Where this goes from here is not clear. The Senate will not accept the House bill, so it will send a “clean” funding bill back to the House stripped of the Obamacare poison. In the most optimistic GOP view, the “hello no” caucus will learn that this was a bootless effort and they will sign on to whatever Boehner cooks up to keep the government doors open. Is this group of conservatives really going to change their mind? What will cause them to do so? The constituents back home who have been cheering their fight to defund Obamacare? The increased condescension that the New York Times editorialists use when describing them? A stock market plunge? 

If the loss doesn’t get Boehner the votes he needs, he will then have no other choice but to turn to Democrats for votes to avoid a shutdown. That won’t be pretty, because Democrats will exact a price against the backdrop of the ticking clock. (If you are counting at home, there are only 12 days until the government technically runs out of money).

A government funding mechanism that passes with Democratic votes will excite some sharp comments from the very group that Boehner is having trouble satisfying. And this is just the scrimmage before the big game. Republicans will need to be unified before the debt limit fight in mid-to-late October. If the government shutdown is bad for the economy, the debt ceiling fight is catastrophic.
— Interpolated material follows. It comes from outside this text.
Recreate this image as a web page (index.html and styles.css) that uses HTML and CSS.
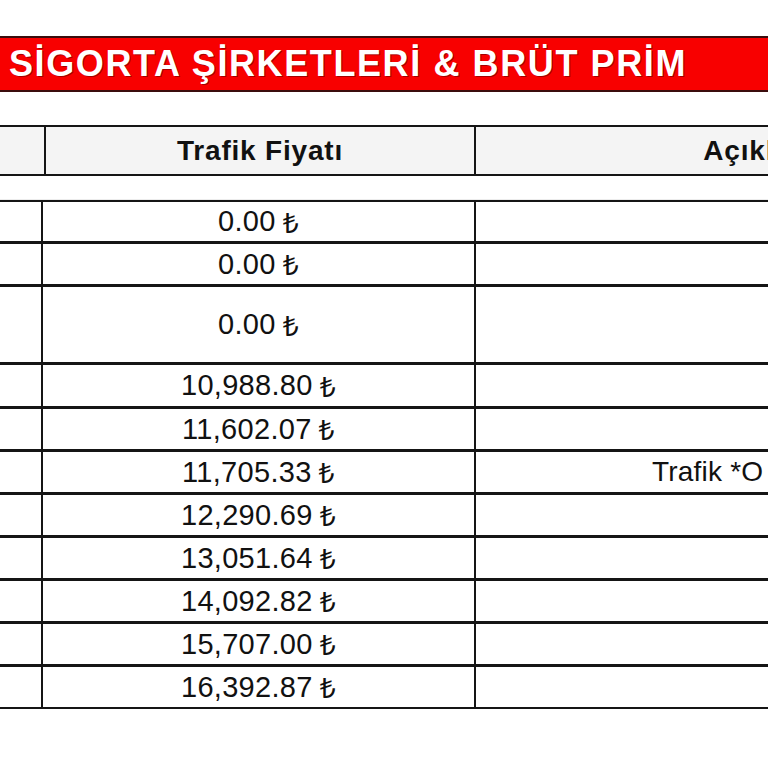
FILE: index.html
```html
<!DOCTYPE html>
<html lang="tr">
<head>
<meta charset="utf-8">
<title>Sigorta Şirketleri &amp; Brüt Prim</title>
<link rel="stylesheet" href="styles.css">
</head>
<body>
<div class="page">
  <div class="title-bar">SİGORTA ŞİRKETLERİ &amp; BRÜT PRİM</div>

  <div class="head-row">
    <div class="hcell first"></div>
    <div class="hcell price">Trafik Fiyatı</div>
    <div class="hcell desc">Açıklama</div>
  </div>

  <div class="separator"></div>

  <div class="grid">
    <div class="row h42"><div class="cell first"></div><div class="cell price">0.00 <span class="cur">₺</span></div><div class="cell desc"></div></div>
    <div class="row h43"><div class="cell first"></div><div class="cell price">0.00 <span class="cur">₺</span></div><div class="cell desc"></div></div>
    <div class="row h78"><div class="cell first"></div><div class="cell price">0.00 <span class="cur">₺</span></div><div class="cell desc"></div></div>
    <div class="row h44"><div class="cell first"></div><div class="cell price">10,988.80 <span class="cur">₺</span></div><div class="cell desc"></div></div>
    <div class="row h43"><div class="cell first"></div><div class="cell price">11,602.07 <span class="cur">₺</span></div><div class="cell desc"></div></div>
    <div class="row h43"><div class="cell first"></div><div class="cell price">11,705.33 <span class="cur">₺</span></div><div class="cell desc note">Trafik *O</div></div>
    <div class="row h43"><div class="cell first"></div><div class="cell price">12,290.69 <span class="cur">₺</span></div><div class="cell desc"></div></div>
    <div class="row h43"><div class="cell first"></div><div class="cell price">13,051.64 <span class="cur">₺</span></div><div class="cell desc"></div></div>
    <div class="row h43"><div class="cell first"></div><div class="cell price">14,092.82 <span class="cur">₺</span></div><div class="cell desc"></div></div>
    <div class="row h43"><div class="cell first"></div><div class="cell price">15,707.00 <span class="cur">₺</span></div><div class="cell desc"></div></div>
    <div class="row h42 last"><div class="cell first"></div><div class="cell price">16,392.87 <span class="cur">₺</span></div><div class="cell desc"></div></div>
  </div>
</div>
</body>
</html>
```

FILE: styles.css
```css
* { box-sizing: border-box; }

html, body {
  margin: 0;
  padding: 0;
  background: #ffffff;
}

body {
  font-family: "Liberation Sans", Arial, "DejaVu Sans", sans-serif;
  color: #111111;
}

.page {
  width: 768px;
  height: 768px;
  overflow: hidden;
  padding-top: 36px;
}

/* Red title bar */
.title-bar {
  width: 1060px;
  height: 56px;
  background: #f80000;
  border-top: 2px solid #3b0d0d;
  border-bottom: 2px solid #3b0d0d;
  color: #ffffff;
  font-weight: 700;
  font-size: 36px;
  letter-spacing: 1.6px;
  line-height: 52px;
  padding-left: 9px;
  white-space: nowrap;
  text-shadow: 1px 1px 0 rgba(60, 0, 0, 0.45);
}

/* Header row */
.head-row {
  margin-top: 33px;
  width: 1060px;
  height: 51px;
  display: grid;
  grid-template-columns: 44px 430px 1fr;
  border-top: 2px solid #151515;
  border-bottom: 2px solid #151515;
  background: #f4f4f4;
}

.hcell {
  display: flex;
  align-items: center;
  justify-content: center;
  font-weight: 700;
  font-size: 28px;
  letter-spacing: 0.8px;
  white-space: nowrap;
}

.hcell.price,
.hcell.desc {
  border-left: 2px solid #151515;
}

.separator {
  width: 1060px;
  height: 24px;
  border-bottom: 1px solid #ececec;
}

/* Data grid */
.grid {
  width: 1060px;
  border-top: 2px solid #151515;
}

.row {
  display: grid;
  grid-template-columns: 41px 433px 1fr;
  border-bottom: 3px solid #151515;
}

.row.last { border-bottom-width: 2px; }

.h42 { height: 42px; }
.h43 { height: 43px; }
.h44 { height: 44px; }
.h78 { height: 78px; }

.cell {
  display: flex;
  align-items: center;
  justify-content: center;
  font-size: 29px;
  letter-spacing: 0.3px;
  white-space: nowrap;
}

.cur {
  font-family: "Noto Sans", "DejaVu Sans", sans-serif;
  font-weight: 400;
  font-size: 28px;
  margin-left: 0.25em;
}

.cell.price,
.cell.desc {
  border-left: 2px solid #151515;
}

.cell.note {
  justify-content: flex-start;
  padding-left: 176px;
  font-size: 28px;
  letter-spacing: 0.2px;
}
```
In the debt limit fight, Boehner wants to push for a one-year pause on enforcing the Obamacare individual mandate, arguing that it’s only fair given that Obama has frozen the portion of the bill that affects businesses with more than 50 employees.* But the president has said he won’t negotiate on the debt limit at all. He isn’t even picking up the phone. Why talk to Republicans when they are busy tearing themselves apart?

Correction, Sept. 22, 2013: This article originally stated that Obama froze the portion of the bill that affected small businesses. That portion was to affect businesses with more than 50 employees.